Mobile is currently the communications solution burping and dribbling its way into the world. And like many new parents many businesses don’t really know what to do with this new bundle of joy that they want to love, but just don’t know how to yet. More often than not, the first steps into something new or somewhere new are always the hardest to take.

The easiest thing to do is rush headlong into mobile and build an iphone app, that’s what many businesses appear to be doing, and you don’t want to miss the boat, right? Well it might be the right thing to do to leverage the massive mobile opportunity, but you need to have an idea as to whether or not it is the right thing to do before embarking on the journey.

Mobile is evolving very quickly, not only do game changing developments appear to be hitting the sector each year, but there is currently a massive creative explosion in development and publishing. The opportunities are great…. but to really get the most out of it for your business now and in the future then the tried and tested planning structures still hold true.

This one works for mobile…

1. Go back to basics, what are your business objectives?

It doesn’t matter what your sector or industry you are in, always refer back to your business, brand or campaign objectives. In doing so they should give you a clear picture as to whether or not, in your own eyes, Mobile can be integrated into your overall comms or commercial framework. So, are you looking to drive sales, promote a new product, retain customers, or even strengthen your brand? If you are looking to do any of these activities or others that require engagement then the likelihood is that mobile can help.

2. Define what you expect Mobile to do for you.

The brands successfully using mobile start by defining the reason they are using it. For instance, Pepsi wanted it to facilitate traffic to its web site (they printed a QR code on the side of 400m cans). So if you want mobile to make your posters interactive, help deliver your new loyalty scheme or simply be another outlet for your TV ads then define the role you expect it to play. It gives you both a starting point for what you need to do and something to refer back to when you are making decisions.
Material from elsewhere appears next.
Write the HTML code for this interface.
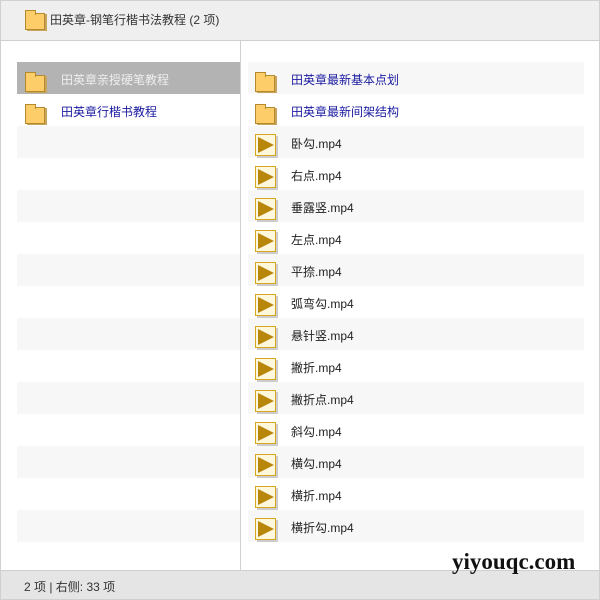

3. Establish your strategy

The next step is to define your strategy, what you need to do to deliver the mobile expectations. Your mobile strategy is how you intend use the channel, how do you meet the objectives you have defined in the role. If it’s helping to drive band awareness then a strategy of making yourself very visible when your target audience are using the mobile internet could be the route. If you want mobile to strengthen your trade CRM then an interaction and incentivated application led strategy may be the solution.

4. What do you need to develop?

Then you enter the development stage you define what do you need to design, build, develop, or produce in order to meet your strategic mobile objectives. If you are building an App then consider your target audiences phone usage, for instance, what handsets do they use? Are you building just for iphone? If it’s a business audience across the UK then you’ll need blackberry or if it’s a broad audience then you’ll need to include Android for Google phones. If mobile is to be a promotional tool then how do you get your mobile vouchers to work? Ask yourself the question as to whether or not you can afford not to have an Msite or a website that adapts to mobile. Finally is the only development you need simply creative executions or adaptations of existing collateral.

5. Delivery

So you’ve decided on what you are developing, but it’ll only work if you get enough of the right people to engage with your mobile activity. This is the delivery stage, what do you do to promote it, to generate traffic, to entice people to your mobile properties. There are loads of comms opportunities from sms and Bluetooth through to msite search and banners as well as traditional routes such as print and online promotional opportunities. Mobile advertising costs of entry can be very small with CPMs and CPCs far lower than online. In addition click through rates are far greater and mobile gives you added dimensions such as location based activity, click to call and a myriad of other opportunities.

6. What worked, what didn’t and what should we do better next time?

Last but not least you need to know if what you did worked or not. Were your objectives met, did anything else come out of the process, did it have an effect beyond what you thought would happen? If it didn’t work what was wrong, what do you need to fix?

You need to make sure that the activity is monitored and evaluated. Research and monitor the activity try and get under the skin of what happened and what you need to do to make a good thing even better next time round.

So there you have it, It’s a fairly simple process but one that takes in all the major stages to ensure that your mobile activity will have the best chance of succeeding and making a permanent presence on future plans.